┏━━
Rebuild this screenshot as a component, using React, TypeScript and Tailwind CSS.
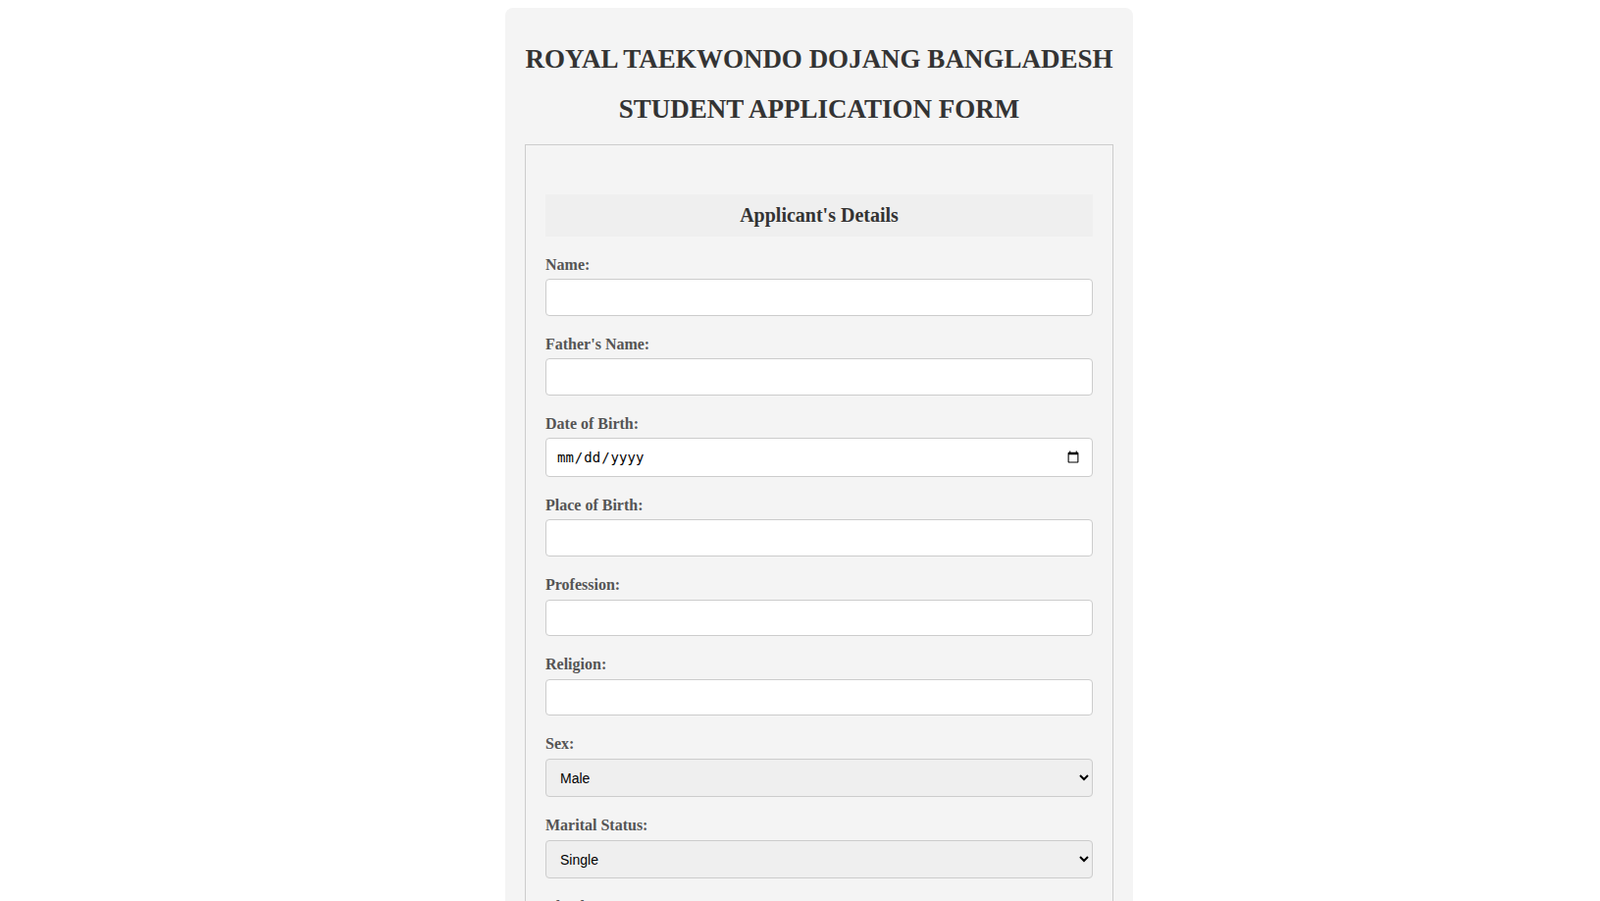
import React from 'react'

const TextField = ({ label, type = 'text' }: { label: string; type?: string }) => {
    return (
        <div className="mb-5">
            <label className="block mb-[5.4px] text-[16px] leading-[normal] font-bold text-[#555]">{label}</label>
            {type === 'date' ? (
                <input
                    type="date"
                    className="block w-full h-[39.7px] px-[10px] bg-white border border-[#ccc] rounded-[4px] font-['DejaVu_Sans_Mono',monospace] text-[14px] text-black"
                />
            ) : (
                <input
                    type={type}
                    className="block w-full h-[37.7px] px-[10px] bg-white border border-[#ccc] rounded-[4px] font-['Liberation_Sans',sans-serif] text-[13.33px] text-black"
                />
            )}
        </div>
    )
}

const SelectField = ({ label, options }: { label: string; options: string[] }) => {
    return (
        <div className="mb-5">
            <label className="block mb-[5.4px] text-[16px] leading-[normal] font-bold text-[#555]">{label}</label>
            <select className="block w-full h-[39.7px] px-[10px] bg-[#efefef] border border-[#ccc] rounded-[4px] font-['Liberation_Sans',sans-serif] text-[14px] text-black">
                {options.map((o) => (
                    <option key={o}>{o}</option>
                ))}
            </select>
        </div>
    )
}

const App = () => {
    return (
        <div className="min-h-screen bg-white font-['Liberation_Serif',serif]">
            <div className="ml-[515px] pt-[8px]">
                <div className="w-[640px] p-5 bg-[#f4f4f4] rounded-lg">
                    <h2 className="mt-[18px] text-center text-[27px] leading-[29.4px] font-bold text-[#333]">
                        ROYAL TAEKWONDO DOJANG BANGLADESH
                    </h2>
                    <h2 className="mt-[22px] mb-[20px] text-center text-[27px] leading-[29.4px] font-bold text-[#333]">
                        STUDENT APPLICATION FORM
                    </h2>

                    <fieldset className="border border-[#ccc] p-5">
                        <div className="mt-[30px] mb-5 py-[10px] bg-[#efefef] text-center text-[20px] leading-[23px] font-bold text-[#333]">
                            Applicant's Details
                        </div>

                        <TextField label="Name:" />
                        <TextField label="Father's Name:" />
                        <TextField label="Date of Birth:" type="date" />
                        <TextField label="Place of Birth:" />
                        <TextField label="Profession:" />
                        <TextField label="Religion:" />
                        <SelectField label="Sex:" options={['Male', 'Female', 'Other']} />
                        <SelectField label="Marital Status:" options={['Single', 'Married']} />
                        <TextField label="Blood Group:" />
                        <TextField label="Nationality:" />
                    </fieldset>
                </div>
            </div>
        </div>
    )
}

export default App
┗━━
* **Problem details**: Give back exactly the lines from the first line of the data through the line with "import React from 'react'", pictures excluded.

* **Written response**:
Rebuild this screenshot as a component, using React, TypeScript and Tailwind CSS.
import React from 'react'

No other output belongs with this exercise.